Pilate examines Jesus, but Jesus is not very helpful. Then Pilate goes to the portico to face the accusers. He tells them this man has done nothing against Rome. But the people keep shouting their accusations. Pilate goes back to Jesus and says that he had the power to kill him. Jesus says, ‘You would have no power … if it were not give from above’.
Pilate walks out of the judgement hall, where his wife tells about her dream to have nothing to do with this innocent man. Pilate now sits in his judgement seat. Doing that is like a judge banging the hammer down. The next thing he says will become law, it is the verdict (John 19:13 NIV).

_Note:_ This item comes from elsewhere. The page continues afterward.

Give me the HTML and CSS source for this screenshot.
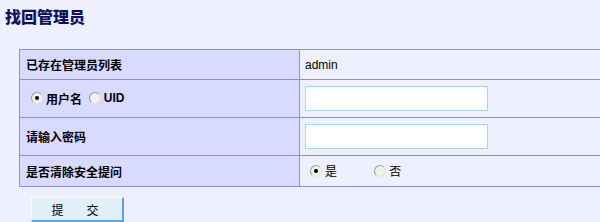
FILE: index.html
```html
<!DOCTYPE html>
<html lang="zh-CN">
<head>
    <meta charset="UTF-8">
    <title>找回管理员</title>
    <link rel="stylesheet" href="styles.css">
</head>
<body>
<h2 class="title">找回管理员</h2>

<form class="box" action="#">
    <table class="tb">
        <tr class="r1">
            <td class="label">已存在管理员列表</td>
            <td class="val">admin</td>
        </tr>
        <tr class="r2">
            <td class="label">
                <label class="pick"><input type="radio" name="by" checked>用户名</label>
                <label class="pick"><input type="radio" name="by">UID</label>
            </td>
            <td class="val"><input class="txt" type="text"></td>
        </tr>
        <tr class="r2">
            <td class="label">请输入密码</td>
            <td class="val"><input class="txt" type="password"></td>
        </tr>
        <tr class="r4">
            <td class="label">是否清除安全提问</td>
            <td class="val">
                <label class="opt"><input type="radio" name="clear" checked>是</label>
                <label class="opt"><input type="radio" name="clear">否</label>
            </td>
        </tr>
    </table>
    <button class="btn" type="submit"><span>提</span><span>交</span></button>
</form>
</body>
</html>
```

FILE: styles.css
```css
*{
    margin:0;
    padding:0;
}

body{
    background:#eef0fe;
    font-family:"Liberation Sans","Noto Sans CJK SC",sans-serif;
    font-size:12px;
    color:#000;
    overflow:hidden;
}

.title{
    font-family:"Noto Sans CJK SC",sans-serif;
    font-size:16px;
    line-height:20px;
    font-weight:900;
    color:#10105e;
    padding:6px 0 0 5px;
    height:43px;
}

.box{
    padding-left:19px;
}

.tb{
    width:600px;
    border-collapse:collapse;
}
.tb td{
    border:1px solid #8c8cf0;
    padding:0;
}
.r1 td{ height:29px; }
.r2 td{ height:37px; }
.r4 td{ height:30px; }

.label{
    width:273px;
    background:#d8daff;
    font-family:"Noto Sans CJK SC",sans-serif;
    font-weight:bold;
    padding-left:6px !important;
}
.val{
    padding-left:5px !important;
}

.pick{
    margin-left:5px;
    display:inline-flex;
    align-items:center;
    gap:3px;
}
.pick + .pick{
    margin-left:4px;
}
.pick:last-child{
    font-family:"Liberation Sans",sans-serif;
}

.opt{
    display:inline-flex;
    align-items:center;
    gap:3px;
    font-family:"Noto Sans CJK SC",sans-serif;
    margin-left:5px;
    margin-right:29px;
}

input[type=radio]{
    appearance:none;
    width:12px;
    height:12px;
    border-radius:50%;
    border:1px solid #8e99a6;
    border-right-color:#dfe3e8;
    border-bottom-color:#dfe3e8;
    background:#f2f2ea;
    position:relative;
}
input[type=radio]:checked::after{
    content:"";
    position:absolute;
    left:3px;
    top:3px;
    width:4px;
    height:4px;
    border-radius:50%;
    background:#000;
}

.txt{
    width:183px;
    height:25px;
    box-sizing:border-box;
    border:1px solid #acd4ec;
    background:#fff;
    display:block;
}

.btn{
    margin:10px 0 0 12px;
    width:93px;
    height:25px;
    display:flex;
    justify-content:center;
    align-items:center;
    gap:23px;
    padding-right:4px;
    background:#e2eef8;
    border:1px solid #fff;
    border-right:2px solid #5ea4e4;
    border-bottom:2px solid #5ea4e4;
    font-family:"Noto Sans CJK SC",sans-serif;
    font-size:12px;
    color:#000;
}
```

At this very moment, the high priest, who has been inspecting the Passover lamb for four days, utters the words that Pilate now speaks. ‘I find no fault in him’ (Luke 23:4 NIV compare Acts 13:3 NIV). But God is in control, and the accusers continue shouting that Jesus must be killed. Pilate relents for fear of a riot, and Jesus is led to Golgotha by Roman soldiers where he is crucified.
Every year, the high priest, in the late afternoon of the Day of Preparation and after he has sacrificed the Passover lamb, he would say, ‘I thirst’. The other priests would give him something to drink. On the cross, as the sun neared the western horizon, Jesus said, ‘I thirst’, and after they gave him something on a sponge, Jesus cried out, ‘It is finished’ and gave up his spirit. He died on the Day of Preparation, and was buried just before sundown. Remember that at the next sundown a new day would begin, which would be the actual Passover. Jesus had just become the Passover lamb who takes away the sin of the world.
Jesus’ blood had been shed, and anyone who accepts the sacrifice of God’s Passover lamb, will not perish but have eternal life (John 3:16).